The First rejected this position. Under the FAA, which it said was the governing law in this case, it was proper for the trial court rather than an arbitrator to decide arbitrability. Under that law and the Supreme Court’s decision in AT&T Technologies, Inc. v. Communications Workers of America, 475 U.S. 643, 649, 89 L. Ed. 2d 648, 656, 106 S. Ct. 1415, 1418 (1986), parties cannot be compelled to arbitration unless they have agreed to do so in their contract.

Illinois case law seems to confirm this. The court cited Johnson v. Noble, 240 Ill. App. 3d 731, 732-33 (1992), which also concerned a case with one written contract and one oral contract. In that case, as in this one, the defendant sought to compel arbitration based on the written contract, but the plaintiff argued that the claims arose from the oral contract. The trial and appeals courts agreed, saying the dispute was not arbitrable because it arose from a separate oral contract. Similarly, in Board of Managers of Chestnut Hills Condominium Ass’n. v. Pasquinelli, Inc., 354 Ill. App. 3d 749 (2004), an appeals court upheld the plaintiff’s right to sue because the claims at issue were outside the scope of the arbitration agreement.

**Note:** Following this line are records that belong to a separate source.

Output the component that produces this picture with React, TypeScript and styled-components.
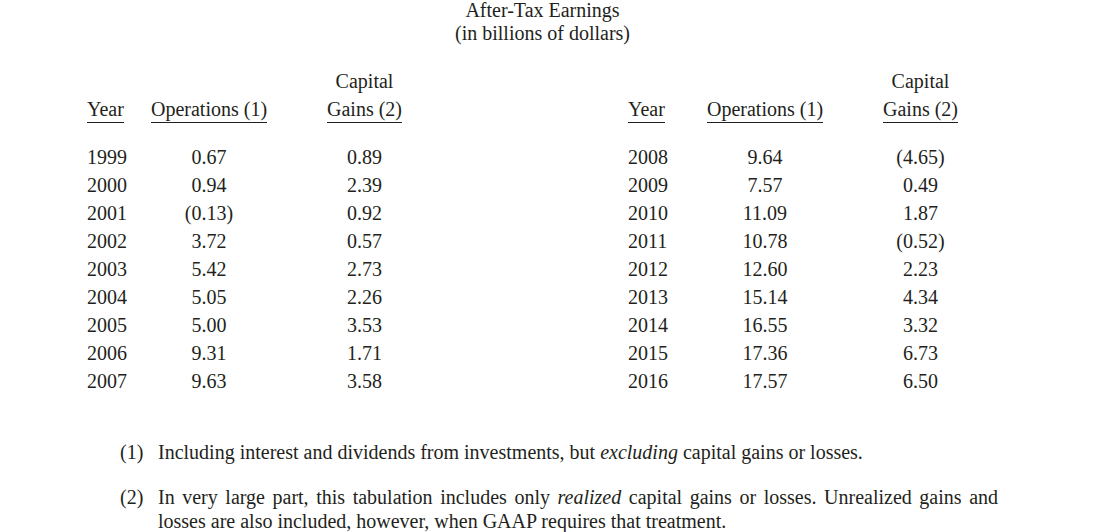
import React from "react";
import styled, { createGlobalStyle } from "styled-components";

const Global = createGlobalStyle`
  html, body { margin: 0; padding: 0; background: #ffffff; }
  body {
    font-family: "Liberation Serif", "Times New Roman", serif;
    color: #231f20;
    font-size: 20px;
  }
`;

const Page = styled.div`
  width: 911px;
  margin-left: 87px;
`;

const Title = styled.div`
  text-align: center;
  line-height: 23px;
  margin-top: -1px;
`;

const Tables = styled.div`
  display: flex;
  gap: 191px;
  margin-top: 22px;
`;

const Table = styled.div<{ $yearW: number }>`
  display: grid;
  grid-template-columns: ${(p) => p.$yearW}px 116px 145px;
  grid-template-rows: 28px 28px 20px;
  column-gap: 25px;
  grid-auto-rows: 28px;
  align-items: center;
`;

const HeadCell = styled.div<{ $left?: boolean }>`
  text-align: ${(p) => (p.$left ? "left" : "center")};
  line-height: 28px;
  white-space: nowrap;
`;

const UnderHead = styled.span`
  display: inline-block;
  line-height: 22px;
  padding-bottom: 2px;
  border-bottom: 1px solid #231f20;
`;

const Cell = styled.div<{ $left?: boolean }>`
  text-align: ${(p) => (p.$left ? "left" : "center")};
  white-space: nowrap;
`;

const Spacer = styled.div`
  grid-column: 1 / -1;
`;

const Notes = styled.div`
  margin-left: 33px;
  margin-top: 45px;
  display: flex;
  flex-direction: column;
  gap: 21px;
`;

const Note = styled.div`
  display: grid;
  grid-template-columns: 38px 1fr;
  line-height: 24px;
`;

const NoteText = styled.div`
  text-align: justify;
`;

type Row = [string, string, string];

const left: Row[] = [
  ["1999", "0.67", "0.89"],
  ["2000", "0.94", "2.39"],
  ["2001", "(0.13)", "0.92"],
  ["2002", "3.72", "0.57"],
  ["2003", "5.42", "2.73"],
  ["2004", "5.05", "2.26"],
  ["2005", "5.00", "3.53"],
  ["2006", "9.31", "1.71"],
  ["2007", "9.63", "3.58"],
];

const right: Row[] = [
  ["2008", "9.64", "(4.65)"],
  ["2009", "7.57", "0.49"],
  ["2010", "11.09", "1.87"],
  ["2011", "10.78", "(0.52)"],
  ["2012", "12.60", "2.23"],
  ["2013", "15.14", "4.34"],
  ["2014", "16.55", "3.32"],
  ["2015", "17.36", "6.73"],
  ["2016", "17.57", "6.50"],
];

function EarningsTable({ rows, yearW }: { rows: Row[]; yearW: number }) {
  return (
    <Table $yearW={yearW}>
      <HeadCell $left />
      <HeadCell />
      <HeadCell>Capital</HeadCell>
      <HeadCell $left>
        <UnderHead>Year</UnderHead>
      </HeadCell>
      <HeadCell>
        <UnderHead>Operations (1)</UnderHead>
      </HeadCell>
      <HeadCell>
        <UnderHead>Gains (2)</UnderHead>
      </HeadCell>
      <Spacer />
      {rows.map((r) => (
        <React.Fragment key={r[0]}>
          <Cell $left>{r[0]}</Cell>
          <Cell>{r[1]}</Cell>
          <Cell>{r[2]}</Cell>
        </React.Fragment>
      ))}
    </Table>
  );
}

export default function App() {
  return (
    <>
      <Global />
      <Page>
        <Title>
          After-Tax Earnings
          <br />
          (in billions of dollars)
        </Title>
        <Tables>
          <EarningsTable rows={left} yearW={39} />
          <EarningsTable rows={right} yearW={54} />
        </Tables>
        <Notes>
          <Note>
            <span>(1)</span>
            <NoteText>
              Including interest and dividends from investments, but <em>excluding</em> capital gains or losses.
            </NoteText>
          </Note>
          <Note>
            <span>(2)</span>
            <NoteText>
              In very large part, this tabulation includes only <em>realized</em> capital gains or losses. Unrealized
              gains and losses are also included, however, when GAAP requires that treatment.
            </NoteText>
          </Note>
        </Notes>
      </Page>
    </>
  );
}
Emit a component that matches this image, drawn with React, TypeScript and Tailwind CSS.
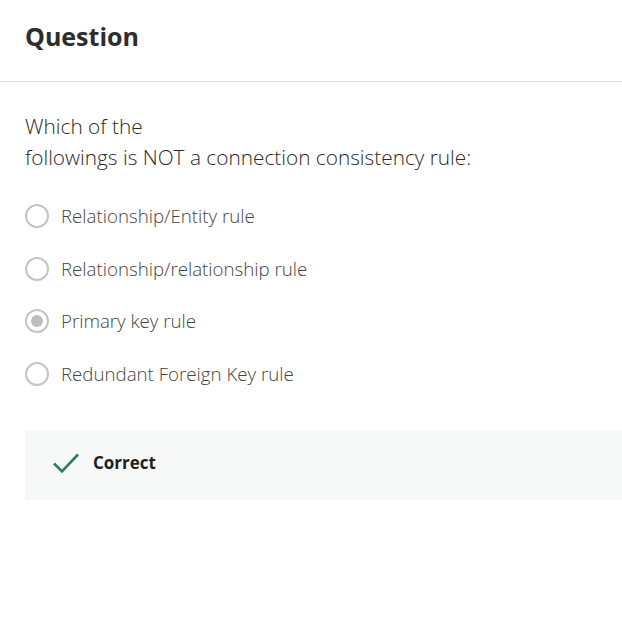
const options = [
	'Relationship/Entity rule',
	'Relationship/relationship rule',
	'Primary key rule',
	'Redundant Foreign Key rule',
];

function Radio({ checked }: { checked?: boolean }) {
	return (
		<span className="flex h-[24px] w-[24px] shrink-0 items-center justify-center rounded-full border-2 border-[#c4c4c4] bg-white">
			{checked && <span className="h-[12px] w-[12px] rounded-full bg-[#bdbdbd]" />}
		</span>
	);
}

export default function App() {
	return (
		<div className="min-h-[634px] w-[622px] overflow-hidden bg-white font-['Open_Sans',sans-serif] text-[#333]">
			<div className="flex h-[82px] items-center border-b border-[#dedede] px-[25px] pb-[8px]">
				<h1 className="text-[25px] font-bold text-[#2d2d2d]">Question</h1>
			</div>

			<div className="pl-[25px] pt-[29px]">
				<p className="text-[20.8px] font-light leading-[31px] text-[#2a2a2a]">
					Which of the
					<br />
					followings is NOT a connection consistency rule:
				</p>

				<div className="mt-[17px] flex flex-col">
					{options.map((opt, i) => (
						<label key={opt} className="flex h-[52.5px] items-center gap-[12px]">
							<Radio checked={i === 2} />
							<span className="text-[18.7px] font-light text-[#444]">{opt}</span>
						</label>
					))}
				</div>

				<div className="mt-[31px] flex h-[69px] items-center gap-[13px] bg-[#f6f9f8] pb-[5px] pl-[27px]">
					<svg width="28" height="22" viewBox="0 0 28 22" fill="none">
						<path d="M2 11.5 L10 19.5 L26 2.5" stroke="#2e7d5b" strokeWidth="2.6" />
					</svg>
					<span className="text-[17px] font-bold text-[#1f1f1f]">Correct</span>
				</div>
			</div>
		</div>
	);
}
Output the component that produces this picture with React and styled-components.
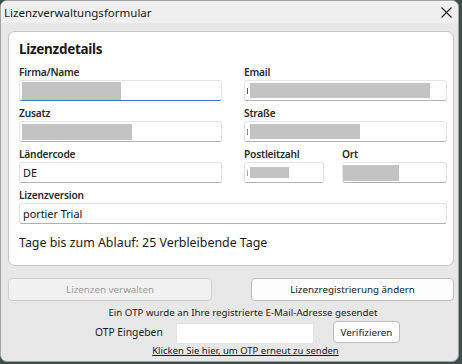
import React from "react";
import styled, { createGlobalStyle } from "styled-components";

const GlobalStyle = createGlobalStyle`
  html, body {
    margin: 0;
    padding: 0;
    background: #3c4f4a;
    font-family: "Noto Sans", "Open Sans", sans-serif;
  }
  * { box-sizing: border-box; }
`;

const Window = styled.div`
  width: 459px;
  height: 362px;
  background: #e7e7e7;
  border: 1px solid #a3a3a3;
  border-radius: 7px;
  overflow: hidden;
  display: flex;
  flex-direction: column;
`;

const TitleBar = styled.div`
  height: 22px;
  flex: none;
  background: #efefef;
  display: flex;
  align-items: center;
  justify-content: space-between;
  padding: 0 6px 0 3px;
  font-size: 11.5px;
  color: #1a1a1a;
`;

const Body = styled.div`
  flex: 1;
  padding: 8px 4px 0 7px;
  display: flex;
  flex-direction: column;
`;

const Panel = styled.div`
  background: #fff;
  border: 1px solid #c6c6c6;
  border-radius: 7px;
  padding: 7px 6px 14px 10px;
`;

const PanelTitle = styled.div`
  font-size: 13.5px;
  font-weight: 700;
  letter-spacing: -0.3px;
  line-height: 20px;
  color: #1a1a1a;
  margin-bottom: 6px;
`;

const Grid = styled.div`
  display: grid;
  grid-template-columns: 203px 203px;
  column-gap: 22px;
  row-gap: 5px;
`;

const Field = styled.div`
  display: flex;
  flex-direction: column;
  grid-column: ${(p) => (p.$wide ? "1 / span 2" : "auto")};
`;

const SubRow = styled.div`
  display: grid;
  grid-template-columns: 80px 105px;
  column-gap: 18px;
`;

const Label = styled.div`
  font-size: 10.2px;
  font-weight: 600;
  letter-spacing: -0.2px;
  line-height: 15px;
  color: #2a2a2a;
`;

const Input = styled.div`
  height: 21px;
  background: #fff;
  border: 1px solid #e3e3e3;
  border-bottom: 1px solid ${(p) => (p.$focus ? "#3d78c8" : "#b0b0b0")};
  border-radius: 3px;
  display: flex;
  align-items: center;
  padding-left: ${(p) => p.$pad ?? 2}px;
  font-size: 10.8px;
  color: #111;
`;

const Redacted = styled.span`
  display: inline-block;
  background: #c3c3c3;
  height: ${(p) => p.$h}px;
  width: ${(p) => p.$w}px;
`;

const Tick = styled.span`
  display: inline-block;
  width: 1px;
  height: 6px;
  margin-right: 2px;
  background: ${(p) => p.$color};
`;

const Remaining = styled.div`
  margin-top: 11px;
  font-size: 12.4px;
  line-height: 16px;
  color: #1a1a1a;
`;

const ButtonRow = styled.div`
  display: flex;
  justify-content: space-between;
  margin-top: 12px;
`;

const Button = styled.div`
  width: ${(p) => p.$w}px;
  height: ${(p) => p.$h}px;
  border: 1px solid ${(p) => (p.$disabled ? "#cfcfcf" : "#bdbdbd")};
  border-radius: 4px;
  background: ${(p) => (p.$disabled ? "#f1f1f1" : "#fdfdfd")};
  color: ${(p) => (p.$disabled ? "#9c9c9c" : "#1a1a1a")};
  font-size: 9.8px;
  display: flex;
  align-items: center;
  justify-content: center;
`;

const Message = styled.div`
  margin-top: 5px;
  text-align: center;
  font-size: 9.7px;
  line-height: 14px;
  color: #1a1a1a;
  padding-left: 24px;
`;

const OtpRow = styled.div`
  display: flex;
  align-items: center;
  height: 24px;
  padding-left: 87px;
`;

const OtpLabel = styled.div`
  font-size: 10.3px;
  color: #1a1a1a;
  width: 81px;
`;

const OtpInput = styled.div`
  width: 138px;
  height: 21px;
  margin-top: 2px;
  background: #fff;
  border: 1px solid #e3e3e3;
  border-radius: 2px;
  margin-right: 19px;
`;

const Link = styled.div`
  text-align: center;
  font-size: 9.5px;
  line-height: 14px;
  color: #1a1a1a;
  text-decoration: underline;
  padding-left: 29px;
`;

function CloseIcon() {
  return (
    <svg width="11" height="11" viewBox="0 0 11 11">
      <path d="M0.5 0.5 L10.5 10.5 M10.5 0.5 L0.5 10.5" stroke="#222" strokeWidth="1.1" />
    </svg>
  );
}

export default function App() {
  return (
    <>
      <GlobalStyle />
      <Window>
        <TitleBar>
          <span>Lizenzverwaltungsformular</span>
          <CloseIcon />
        </TitleBar>
        <Body>
          <Panel>
            <PanelTitle>Lizenzdetails</PanelTitle>
            <Grid>
              <Field>
                <Label>Firma/Name</Label>
                <Input $focus>
                  <Redacted $w={99} $h={18} />
                </Input>
              </Field>
              <Field>
                <Label>Email</Label>
                <Input>
                  <Tick $color="#555" />
                  <Redacted $w={180} $h={15} />
                </Input>
              </Field>
              <Field>
                <Label>Zusatz</Label>
                <Input>
                  <Redacted $w={110} $h={16} />
                </Input>
              </Field>
              <Field>
                <Label>Straße</Label>
                <Input>
                  <Tick $color="#888" />
                  <Redacted $w={110} $h={15} />
                </Input>
              </Field>
              <Field>
                <Label>Ländercode</Label>
                <Input $pad={3}>DE</Input>
              </Field>
              <SubRow>
                <Field>
                  <Label>Postleitzahl</Label>
                  <Input>
                    <Tick $color="#d9a050" />
                    <Redacted $w={39} $h={11} />
                  </Input>
                </Field>
                <Field>
                  <Label>Ort</Label>
                  <Input $pad={0}>
                    <Redacted $w={56} $h={16} />
                  </Input>
                </Field>
              </SubRow>
              <Field $wide>
                <Label>Lizenzversion</Label>
                <Input $pad={3}>portier Trial</Input>
              </Field>
            </Grid>
            <Remaining>Tage bis zum Ablauf: 25 Verbleibende Tage</Remaining>
          </Panel>
          <ButtonRow>
            <Button $w={204} $h={23} $disabled>Lizenzen verwalten</Button>
            <Button $w={203} $h={23}>Lizenzregistrierung ändern</Button>
          </ButtonRow>
          <Message>Ein OTP wurde an Ihre registrierte E-Mail-Adresse gesendet</Message>
          <OtpRow>
            <OtpLabel>OTP Eingeben</OtpLabel>
            <OtpInput />
            <Button $w={67} $h={22}>Verifizieren</Button>
          </OtpRow>
          <Link>Klicken Sie hier, um OTP erneut zu senden</Link>
        </Body>
      </Window>
    </>
  );
}
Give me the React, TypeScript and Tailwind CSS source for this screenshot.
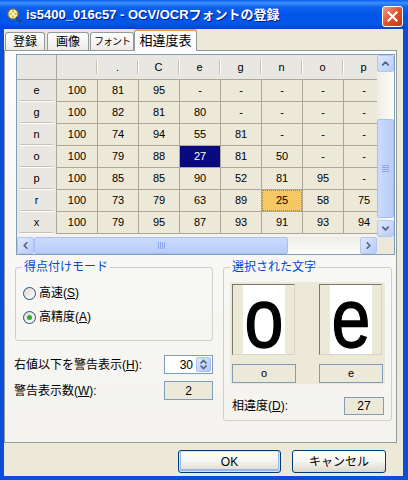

In this case, the First wrote, defendants had two separate agreements, one oral and one written. The dispute arose out of the oral contract, it said, so Marks was not required to conform to the terms of the written contract. In fact, the court said the language of the written contract indicates that the parties did not intend to extend the contract past “this engagement.” For those reasons, it upheld the trial court’s decision and remanded it to the trial court for further proceedings.

When the case returned to the trial court, the parties ultimately agreed to it being dismissed with prejudice pursuant to a stipulation to dismiss.  The defendants denied all of the allegations and the case did not proceed to trial so plaintiff’s claims remained allegations that were not proven at a trial. Defendants maintain that the allegations that they did anything wrong were baseless and lacked any merit.